** EXERCISE INSTRUCTIONS **
Search the records for "React". Copy every line where it appears.

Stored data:
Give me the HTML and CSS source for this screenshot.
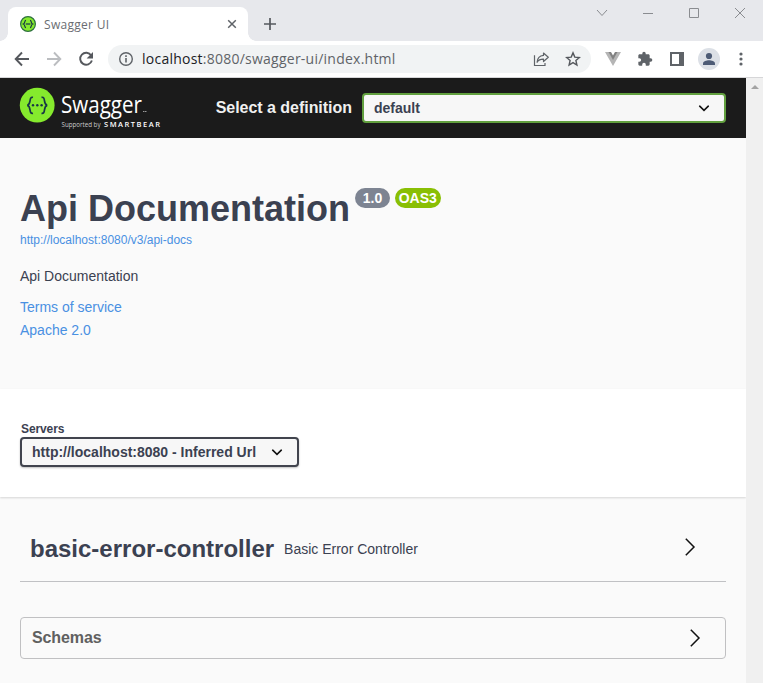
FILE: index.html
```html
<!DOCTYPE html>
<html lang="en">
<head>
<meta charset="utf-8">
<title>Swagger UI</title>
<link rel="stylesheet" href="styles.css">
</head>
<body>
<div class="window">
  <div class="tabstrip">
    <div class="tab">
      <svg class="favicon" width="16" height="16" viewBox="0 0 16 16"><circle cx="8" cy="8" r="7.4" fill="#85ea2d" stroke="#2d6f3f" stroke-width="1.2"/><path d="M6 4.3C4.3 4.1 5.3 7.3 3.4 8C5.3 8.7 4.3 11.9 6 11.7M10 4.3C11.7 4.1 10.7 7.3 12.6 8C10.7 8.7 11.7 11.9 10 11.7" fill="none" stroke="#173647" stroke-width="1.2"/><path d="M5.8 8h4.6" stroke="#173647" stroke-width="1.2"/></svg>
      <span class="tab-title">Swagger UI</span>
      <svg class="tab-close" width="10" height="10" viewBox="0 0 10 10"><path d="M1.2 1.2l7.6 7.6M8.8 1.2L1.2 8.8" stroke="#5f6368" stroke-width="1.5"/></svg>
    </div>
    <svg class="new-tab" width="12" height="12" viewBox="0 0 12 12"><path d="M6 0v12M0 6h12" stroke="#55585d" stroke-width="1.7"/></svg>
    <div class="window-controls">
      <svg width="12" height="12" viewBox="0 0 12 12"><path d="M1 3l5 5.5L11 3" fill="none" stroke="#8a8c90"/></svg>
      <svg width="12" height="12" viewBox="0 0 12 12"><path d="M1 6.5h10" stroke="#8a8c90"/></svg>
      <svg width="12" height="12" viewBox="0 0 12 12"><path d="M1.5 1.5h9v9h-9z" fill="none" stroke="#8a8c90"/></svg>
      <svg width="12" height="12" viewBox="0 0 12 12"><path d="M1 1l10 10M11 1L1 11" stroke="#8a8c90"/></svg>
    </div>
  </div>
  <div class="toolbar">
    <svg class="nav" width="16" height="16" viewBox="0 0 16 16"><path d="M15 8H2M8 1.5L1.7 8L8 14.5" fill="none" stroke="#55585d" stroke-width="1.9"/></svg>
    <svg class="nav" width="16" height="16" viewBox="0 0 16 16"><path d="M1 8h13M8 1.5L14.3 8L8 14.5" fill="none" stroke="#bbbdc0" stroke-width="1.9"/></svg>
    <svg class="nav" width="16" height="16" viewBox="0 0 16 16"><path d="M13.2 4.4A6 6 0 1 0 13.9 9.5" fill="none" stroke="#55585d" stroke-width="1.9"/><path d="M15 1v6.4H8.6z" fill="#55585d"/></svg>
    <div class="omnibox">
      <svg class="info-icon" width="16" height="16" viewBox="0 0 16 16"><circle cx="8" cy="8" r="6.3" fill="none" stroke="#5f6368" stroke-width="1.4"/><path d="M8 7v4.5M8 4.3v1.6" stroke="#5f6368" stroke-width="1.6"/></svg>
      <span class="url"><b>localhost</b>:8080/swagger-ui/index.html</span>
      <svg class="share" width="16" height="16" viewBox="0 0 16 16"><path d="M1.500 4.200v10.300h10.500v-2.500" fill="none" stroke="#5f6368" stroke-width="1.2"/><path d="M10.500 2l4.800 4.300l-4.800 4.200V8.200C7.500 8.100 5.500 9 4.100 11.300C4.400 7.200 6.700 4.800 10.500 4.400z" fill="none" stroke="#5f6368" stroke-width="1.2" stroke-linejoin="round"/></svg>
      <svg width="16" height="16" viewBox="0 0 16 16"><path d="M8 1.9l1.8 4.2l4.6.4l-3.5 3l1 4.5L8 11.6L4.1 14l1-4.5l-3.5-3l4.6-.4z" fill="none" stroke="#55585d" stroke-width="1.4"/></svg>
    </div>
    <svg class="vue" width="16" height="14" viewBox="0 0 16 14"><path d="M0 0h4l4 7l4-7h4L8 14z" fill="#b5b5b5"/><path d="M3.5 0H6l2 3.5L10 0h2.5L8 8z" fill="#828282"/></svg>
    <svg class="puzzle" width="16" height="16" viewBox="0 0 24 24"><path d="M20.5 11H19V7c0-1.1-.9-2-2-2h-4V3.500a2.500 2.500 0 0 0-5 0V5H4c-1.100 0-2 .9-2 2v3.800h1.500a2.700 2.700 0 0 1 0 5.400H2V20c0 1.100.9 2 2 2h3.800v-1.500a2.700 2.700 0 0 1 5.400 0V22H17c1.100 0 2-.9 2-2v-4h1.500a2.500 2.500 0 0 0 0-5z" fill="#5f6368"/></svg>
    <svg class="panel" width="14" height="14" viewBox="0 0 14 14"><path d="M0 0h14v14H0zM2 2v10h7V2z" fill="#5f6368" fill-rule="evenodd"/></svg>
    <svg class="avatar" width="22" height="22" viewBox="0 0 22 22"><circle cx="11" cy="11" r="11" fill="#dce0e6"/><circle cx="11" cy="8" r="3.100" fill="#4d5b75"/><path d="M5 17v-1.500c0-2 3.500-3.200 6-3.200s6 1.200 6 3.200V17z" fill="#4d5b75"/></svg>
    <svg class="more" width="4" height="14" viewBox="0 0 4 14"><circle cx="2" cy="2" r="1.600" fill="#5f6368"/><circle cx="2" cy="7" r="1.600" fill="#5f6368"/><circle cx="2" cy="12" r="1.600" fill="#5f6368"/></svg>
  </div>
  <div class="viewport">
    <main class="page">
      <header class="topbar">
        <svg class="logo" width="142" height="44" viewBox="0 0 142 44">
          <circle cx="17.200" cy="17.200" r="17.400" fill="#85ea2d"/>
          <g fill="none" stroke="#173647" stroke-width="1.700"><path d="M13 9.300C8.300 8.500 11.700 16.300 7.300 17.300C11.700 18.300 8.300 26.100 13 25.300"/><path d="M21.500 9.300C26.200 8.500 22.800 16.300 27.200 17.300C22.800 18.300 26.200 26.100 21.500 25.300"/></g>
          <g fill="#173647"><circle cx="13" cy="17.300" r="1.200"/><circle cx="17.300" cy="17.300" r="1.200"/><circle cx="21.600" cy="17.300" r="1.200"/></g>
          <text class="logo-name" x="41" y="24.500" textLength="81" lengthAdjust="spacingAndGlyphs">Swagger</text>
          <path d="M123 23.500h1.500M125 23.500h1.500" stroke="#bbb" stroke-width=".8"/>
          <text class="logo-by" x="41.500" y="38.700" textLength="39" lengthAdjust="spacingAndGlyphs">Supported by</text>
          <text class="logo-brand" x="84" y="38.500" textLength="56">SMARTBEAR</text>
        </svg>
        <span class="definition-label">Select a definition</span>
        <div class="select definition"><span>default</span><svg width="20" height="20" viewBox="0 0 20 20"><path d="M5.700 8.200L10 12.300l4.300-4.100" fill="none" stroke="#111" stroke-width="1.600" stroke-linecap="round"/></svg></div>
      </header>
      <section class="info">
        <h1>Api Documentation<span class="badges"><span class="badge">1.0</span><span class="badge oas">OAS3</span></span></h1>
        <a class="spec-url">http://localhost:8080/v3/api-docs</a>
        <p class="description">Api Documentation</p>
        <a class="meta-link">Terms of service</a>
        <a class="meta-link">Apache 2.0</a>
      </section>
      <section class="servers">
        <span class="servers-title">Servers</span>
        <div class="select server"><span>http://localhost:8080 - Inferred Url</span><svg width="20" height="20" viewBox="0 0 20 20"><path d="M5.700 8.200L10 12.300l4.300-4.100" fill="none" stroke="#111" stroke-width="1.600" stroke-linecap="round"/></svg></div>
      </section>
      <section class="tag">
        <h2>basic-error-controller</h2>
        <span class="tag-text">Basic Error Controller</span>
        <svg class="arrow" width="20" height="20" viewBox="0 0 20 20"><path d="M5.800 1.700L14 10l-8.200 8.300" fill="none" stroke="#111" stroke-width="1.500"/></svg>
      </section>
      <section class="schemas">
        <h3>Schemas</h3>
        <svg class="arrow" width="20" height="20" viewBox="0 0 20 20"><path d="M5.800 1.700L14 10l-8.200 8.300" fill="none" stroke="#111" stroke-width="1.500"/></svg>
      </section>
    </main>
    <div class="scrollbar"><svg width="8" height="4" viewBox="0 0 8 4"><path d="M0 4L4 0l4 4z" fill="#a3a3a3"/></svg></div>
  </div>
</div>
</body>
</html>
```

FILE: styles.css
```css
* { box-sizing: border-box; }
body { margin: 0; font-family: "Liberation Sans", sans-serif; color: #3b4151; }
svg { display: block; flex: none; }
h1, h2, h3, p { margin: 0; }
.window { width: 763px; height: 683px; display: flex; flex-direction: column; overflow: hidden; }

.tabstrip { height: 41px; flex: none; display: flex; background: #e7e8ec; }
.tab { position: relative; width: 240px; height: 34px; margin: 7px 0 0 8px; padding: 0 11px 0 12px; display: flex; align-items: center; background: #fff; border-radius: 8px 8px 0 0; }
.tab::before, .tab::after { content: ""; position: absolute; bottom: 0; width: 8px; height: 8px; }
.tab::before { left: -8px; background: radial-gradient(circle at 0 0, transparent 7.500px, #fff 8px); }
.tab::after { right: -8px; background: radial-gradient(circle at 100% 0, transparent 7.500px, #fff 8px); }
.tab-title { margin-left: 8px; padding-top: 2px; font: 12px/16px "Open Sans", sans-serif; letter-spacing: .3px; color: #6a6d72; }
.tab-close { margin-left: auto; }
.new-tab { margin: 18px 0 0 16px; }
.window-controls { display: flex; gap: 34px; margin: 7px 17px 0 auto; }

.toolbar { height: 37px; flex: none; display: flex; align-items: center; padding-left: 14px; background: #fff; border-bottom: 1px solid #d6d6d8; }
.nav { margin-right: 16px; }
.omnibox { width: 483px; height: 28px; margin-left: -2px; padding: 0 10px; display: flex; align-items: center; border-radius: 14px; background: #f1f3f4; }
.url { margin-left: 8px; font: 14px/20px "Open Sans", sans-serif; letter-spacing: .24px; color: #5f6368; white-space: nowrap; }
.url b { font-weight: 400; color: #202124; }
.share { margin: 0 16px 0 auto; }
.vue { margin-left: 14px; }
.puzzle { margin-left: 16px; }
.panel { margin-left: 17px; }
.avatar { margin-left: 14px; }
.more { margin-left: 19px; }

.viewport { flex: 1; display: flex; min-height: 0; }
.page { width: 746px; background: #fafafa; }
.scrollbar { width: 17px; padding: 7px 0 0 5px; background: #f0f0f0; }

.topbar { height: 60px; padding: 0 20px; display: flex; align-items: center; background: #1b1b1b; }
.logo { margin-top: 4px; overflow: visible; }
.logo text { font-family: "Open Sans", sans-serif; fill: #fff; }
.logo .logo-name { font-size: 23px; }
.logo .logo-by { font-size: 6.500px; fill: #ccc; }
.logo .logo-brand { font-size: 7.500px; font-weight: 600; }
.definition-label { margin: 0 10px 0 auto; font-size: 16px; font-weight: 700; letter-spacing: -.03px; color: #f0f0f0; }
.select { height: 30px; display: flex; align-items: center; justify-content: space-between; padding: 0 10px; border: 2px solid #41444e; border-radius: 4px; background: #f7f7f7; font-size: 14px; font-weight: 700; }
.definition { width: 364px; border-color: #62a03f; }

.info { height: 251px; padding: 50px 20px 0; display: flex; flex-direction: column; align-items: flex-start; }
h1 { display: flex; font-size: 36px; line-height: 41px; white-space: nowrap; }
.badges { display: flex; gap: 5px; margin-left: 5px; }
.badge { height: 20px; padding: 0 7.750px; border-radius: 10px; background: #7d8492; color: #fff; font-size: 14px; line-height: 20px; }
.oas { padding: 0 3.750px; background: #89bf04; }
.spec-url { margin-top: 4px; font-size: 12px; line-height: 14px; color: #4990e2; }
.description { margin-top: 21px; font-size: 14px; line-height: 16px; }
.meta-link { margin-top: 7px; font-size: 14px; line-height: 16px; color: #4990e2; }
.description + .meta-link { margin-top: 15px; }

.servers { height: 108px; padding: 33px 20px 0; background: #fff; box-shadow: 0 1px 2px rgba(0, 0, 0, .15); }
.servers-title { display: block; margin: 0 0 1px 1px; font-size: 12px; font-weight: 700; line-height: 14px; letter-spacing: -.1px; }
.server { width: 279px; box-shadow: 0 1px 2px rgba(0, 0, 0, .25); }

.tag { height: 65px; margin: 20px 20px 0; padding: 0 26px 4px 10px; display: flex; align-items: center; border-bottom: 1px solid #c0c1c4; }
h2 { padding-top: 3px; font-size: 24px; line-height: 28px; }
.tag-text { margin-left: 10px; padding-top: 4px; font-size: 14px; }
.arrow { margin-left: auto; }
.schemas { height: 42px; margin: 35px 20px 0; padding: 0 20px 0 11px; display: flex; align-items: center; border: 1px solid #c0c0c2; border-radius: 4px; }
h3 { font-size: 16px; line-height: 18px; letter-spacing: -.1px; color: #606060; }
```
...
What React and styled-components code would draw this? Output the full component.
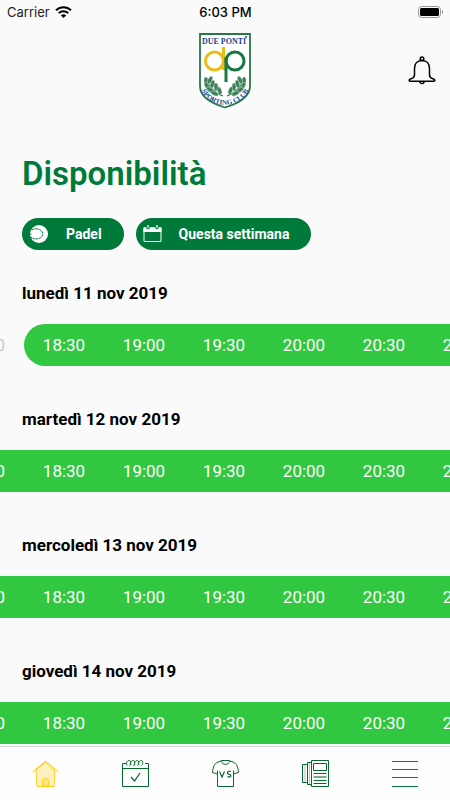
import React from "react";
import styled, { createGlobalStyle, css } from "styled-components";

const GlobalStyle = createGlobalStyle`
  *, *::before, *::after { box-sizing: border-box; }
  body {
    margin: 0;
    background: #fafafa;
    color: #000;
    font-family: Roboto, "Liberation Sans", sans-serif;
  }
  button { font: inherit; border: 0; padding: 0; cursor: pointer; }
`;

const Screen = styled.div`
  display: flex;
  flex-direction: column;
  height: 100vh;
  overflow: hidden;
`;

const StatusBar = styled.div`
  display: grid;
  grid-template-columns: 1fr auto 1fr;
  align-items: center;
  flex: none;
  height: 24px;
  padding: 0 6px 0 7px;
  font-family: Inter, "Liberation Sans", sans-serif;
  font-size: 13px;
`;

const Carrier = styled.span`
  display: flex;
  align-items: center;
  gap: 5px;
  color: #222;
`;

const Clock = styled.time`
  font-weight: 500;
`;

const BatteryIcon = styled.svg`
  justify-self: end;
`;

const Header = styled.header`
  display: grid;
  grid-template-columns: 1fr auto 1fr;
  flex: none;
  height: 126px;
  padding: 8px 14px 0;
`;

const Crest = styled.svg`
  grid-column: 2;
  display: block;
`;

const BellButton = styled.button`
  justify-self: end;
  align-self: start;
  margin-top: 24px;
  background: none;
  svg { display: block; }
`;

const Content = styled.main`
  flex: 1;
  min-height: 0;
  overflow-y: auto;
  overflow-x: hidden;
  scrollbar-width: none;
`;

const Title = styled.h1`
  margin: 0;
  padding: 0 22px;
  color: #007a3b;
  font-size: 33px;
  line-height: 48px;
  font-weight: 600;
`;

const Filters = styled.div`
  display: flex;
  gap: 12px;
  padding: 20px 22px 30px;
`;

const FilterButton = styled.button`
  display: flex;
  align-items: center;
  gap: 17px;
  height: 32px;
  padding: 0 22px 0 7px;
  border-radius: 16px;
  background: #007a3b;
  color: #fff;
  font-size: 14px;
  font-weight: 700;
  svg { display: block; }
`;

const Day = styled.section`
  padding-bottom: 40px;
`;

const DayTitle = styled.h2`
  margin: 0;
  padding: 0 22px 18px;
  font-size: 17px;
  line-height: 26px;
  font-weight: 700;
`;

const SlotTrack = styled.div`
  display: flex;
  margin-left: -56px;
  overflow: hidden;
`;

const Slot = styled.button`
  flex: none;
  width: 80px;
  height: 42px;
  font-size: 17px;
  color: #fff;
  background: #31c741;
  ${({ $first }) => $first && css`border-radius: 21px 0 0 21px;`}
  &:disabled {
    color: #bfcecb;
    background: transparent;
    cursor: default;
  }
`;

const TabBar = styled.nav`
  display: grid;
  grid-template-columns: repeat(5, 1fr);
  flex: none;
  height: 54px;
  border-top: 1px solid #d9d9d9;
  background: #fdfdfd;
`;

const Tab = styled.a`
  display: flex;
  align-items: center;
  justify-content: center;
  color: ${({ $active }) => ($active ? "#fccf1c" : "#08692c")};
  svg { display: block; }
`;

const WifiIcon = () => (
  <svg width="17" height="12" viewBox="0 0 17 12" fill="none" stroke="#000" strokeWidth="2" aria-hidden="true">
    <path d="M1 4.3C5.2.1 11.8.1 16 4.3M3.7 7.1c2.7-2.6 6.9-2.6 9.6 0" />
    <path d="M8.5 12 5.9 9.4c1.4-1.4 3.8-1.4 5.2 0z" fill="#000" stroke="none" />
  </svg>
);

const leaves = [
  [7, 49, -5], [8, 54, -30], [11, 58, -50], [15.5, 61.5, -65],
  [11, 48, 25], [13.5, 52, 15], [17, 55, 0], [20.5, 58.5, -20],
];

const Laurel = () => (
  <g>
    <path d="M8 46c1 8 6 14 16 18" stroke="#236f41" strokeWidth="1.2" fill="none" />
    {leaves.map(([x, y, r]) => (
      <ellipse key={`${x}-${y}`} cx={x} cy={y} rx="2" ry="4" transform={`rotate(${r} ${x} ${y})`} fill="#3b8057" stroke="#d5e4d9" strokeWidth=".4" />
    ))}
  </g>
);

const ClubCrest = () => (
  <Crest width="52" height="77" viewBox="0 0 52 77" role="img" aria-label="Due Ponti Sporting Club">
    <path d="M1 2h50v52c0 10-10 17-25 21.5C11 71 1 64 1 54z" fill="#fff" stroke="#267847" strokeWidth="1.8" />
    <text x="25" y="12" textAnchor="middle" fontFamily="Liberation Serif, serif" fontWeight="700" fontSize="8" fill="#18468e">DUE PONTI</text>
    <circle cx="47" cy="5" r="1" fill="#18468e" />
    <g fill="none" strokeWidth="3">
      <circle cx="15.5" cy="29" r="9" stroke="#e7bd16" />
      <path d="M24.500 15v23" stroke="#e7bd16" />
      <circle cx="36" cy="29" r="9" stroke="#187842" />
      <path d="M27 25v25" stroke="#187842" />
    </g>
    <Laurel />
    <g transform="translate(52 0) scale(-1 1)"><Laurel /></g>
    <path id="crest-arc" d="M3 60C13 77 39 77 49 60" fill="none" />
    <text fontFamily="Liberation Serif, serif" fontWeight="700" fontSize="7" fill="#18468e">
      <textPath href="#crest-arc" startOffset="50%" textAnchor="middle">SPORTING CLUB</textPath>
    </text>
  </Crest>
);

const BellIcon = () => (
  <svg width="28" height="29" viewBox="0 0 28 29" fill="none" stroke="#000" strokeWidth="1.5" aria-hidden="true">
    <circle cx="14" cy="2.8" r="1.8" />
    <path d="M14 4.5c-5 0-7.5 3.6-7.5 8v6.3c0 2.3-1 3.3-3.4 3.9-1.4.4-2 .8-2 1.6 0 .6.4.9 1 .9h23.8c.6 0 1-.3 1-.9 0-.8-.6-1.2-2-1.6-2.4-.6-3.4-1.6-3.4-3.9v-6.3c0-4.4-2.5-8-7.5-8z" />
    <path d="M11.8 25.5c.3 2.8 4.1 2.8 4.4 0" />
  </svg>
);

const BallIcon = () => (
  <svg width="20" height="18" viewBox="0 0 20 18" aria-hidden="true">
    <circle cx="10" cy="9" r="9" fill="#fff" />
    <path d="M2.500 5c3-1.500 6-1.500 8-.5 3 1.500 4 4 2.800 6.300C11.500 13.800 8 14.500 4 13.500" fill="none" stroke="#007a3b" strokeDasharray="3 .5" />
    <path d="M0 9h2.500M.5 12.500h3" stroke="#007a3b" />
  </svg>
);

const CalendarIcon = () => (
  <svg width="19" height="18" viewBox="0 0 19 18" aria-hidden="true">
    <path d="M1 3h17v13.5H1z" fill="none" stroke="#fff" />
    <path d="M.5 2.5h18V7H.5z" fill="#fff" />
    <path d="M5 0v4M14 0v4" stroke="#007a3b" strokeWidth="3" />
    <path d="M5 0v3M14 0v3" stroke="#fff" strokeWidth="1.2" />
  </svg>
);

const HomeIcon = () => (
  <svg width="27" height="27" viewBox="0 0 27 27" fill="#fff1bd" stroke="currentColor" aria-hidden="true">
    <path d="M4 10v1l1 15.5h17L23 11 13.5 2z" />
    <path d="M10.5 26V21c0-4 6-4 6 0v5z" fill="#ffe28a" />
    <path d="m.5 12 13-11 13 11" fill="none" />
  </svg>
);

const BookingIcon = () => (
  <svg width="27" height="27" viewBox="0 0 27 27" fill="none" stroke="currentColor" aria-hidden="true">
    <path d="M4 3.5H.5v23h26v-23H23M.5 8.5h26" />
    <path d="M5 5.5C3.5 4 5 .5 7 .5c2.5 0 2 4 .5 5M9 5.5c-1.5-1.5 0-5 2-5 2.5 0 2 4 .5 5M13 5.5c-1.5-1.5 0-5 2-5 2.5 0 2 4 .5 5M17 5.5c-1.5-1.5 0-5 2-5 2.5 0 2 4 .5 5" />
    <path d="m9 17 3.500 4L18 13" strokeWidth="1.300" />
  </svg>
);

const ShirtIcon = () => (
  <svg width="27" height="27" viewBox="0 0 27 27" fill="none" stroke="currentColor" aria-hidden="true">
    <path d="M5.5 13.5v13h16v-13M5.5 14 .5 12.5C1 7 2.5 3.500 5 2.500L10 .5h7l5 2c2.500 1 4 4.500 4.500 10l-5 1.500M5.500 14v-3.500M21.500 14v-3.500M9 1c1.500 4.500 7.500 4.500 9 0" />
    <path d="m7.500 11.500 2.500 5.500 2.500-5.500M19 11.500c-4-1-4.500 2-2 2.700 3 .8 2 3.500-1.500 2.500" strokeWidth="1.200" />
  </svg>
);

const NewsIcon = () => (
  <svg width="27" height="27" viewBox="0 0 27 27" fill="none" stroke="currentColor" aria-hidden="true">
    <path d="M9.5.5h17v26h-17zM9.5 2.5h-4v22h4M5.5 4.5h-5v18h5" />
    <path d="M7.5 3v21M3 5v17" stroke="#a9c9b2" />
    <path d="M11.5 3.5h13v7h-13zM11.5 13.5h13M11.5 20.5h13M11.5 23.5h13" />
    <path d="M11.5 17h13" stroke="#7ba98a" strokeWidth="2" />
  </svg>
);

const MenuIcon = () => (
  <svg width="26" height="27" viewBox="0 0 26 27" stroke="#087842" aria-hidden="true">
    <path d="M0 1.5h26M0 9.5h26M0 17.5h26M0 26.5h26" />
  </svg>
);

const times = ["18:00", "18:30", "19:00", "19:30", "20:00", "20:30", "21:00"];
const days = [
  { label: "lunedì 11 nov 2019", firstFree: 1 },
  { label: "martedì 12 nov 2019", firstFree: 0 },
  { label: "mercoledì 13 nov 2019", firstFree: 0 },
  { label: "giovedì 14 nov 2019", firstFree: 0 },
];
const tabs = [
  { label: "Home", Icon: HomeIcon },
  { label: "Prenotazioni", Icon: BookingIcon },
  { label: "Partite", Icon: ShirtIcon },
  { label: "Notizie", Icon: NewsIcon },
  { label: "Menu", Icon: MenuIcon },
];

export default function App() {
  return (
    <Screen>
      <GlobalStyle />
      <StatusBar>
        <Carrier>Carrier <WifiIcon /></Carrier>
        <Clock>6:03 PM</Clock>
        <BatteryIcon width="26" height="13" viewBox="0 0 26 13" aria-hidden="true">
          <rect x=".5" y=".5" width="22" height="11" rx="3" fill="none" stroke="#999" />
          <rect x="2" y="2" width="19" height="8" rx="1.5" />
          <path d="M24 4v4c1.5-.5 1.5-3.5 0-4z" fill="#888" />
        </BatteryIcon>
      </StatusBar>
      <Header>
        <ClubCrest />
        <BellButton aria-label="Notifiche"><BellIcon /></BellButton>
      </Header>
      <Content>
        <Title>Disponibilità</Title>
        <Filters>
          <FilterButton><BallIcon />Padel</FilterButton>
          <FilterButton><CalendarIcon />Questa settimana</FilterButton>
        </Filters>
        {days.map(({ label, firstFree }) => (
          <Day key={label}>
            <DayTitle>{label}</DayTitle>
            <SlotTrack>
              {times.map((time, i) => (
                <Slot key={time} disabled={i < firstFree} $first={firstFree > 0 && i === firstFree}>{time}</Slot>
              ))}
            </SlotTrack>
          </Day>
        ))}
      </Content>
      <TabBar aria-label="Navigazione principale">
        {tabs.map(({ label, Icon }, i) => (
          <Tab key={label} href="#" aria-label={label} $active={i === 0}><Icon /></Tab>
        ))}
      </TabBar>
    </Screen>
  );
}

** FINAL RESULT **
What React and styled-components code would draw this? Output the full component.
import React from "react";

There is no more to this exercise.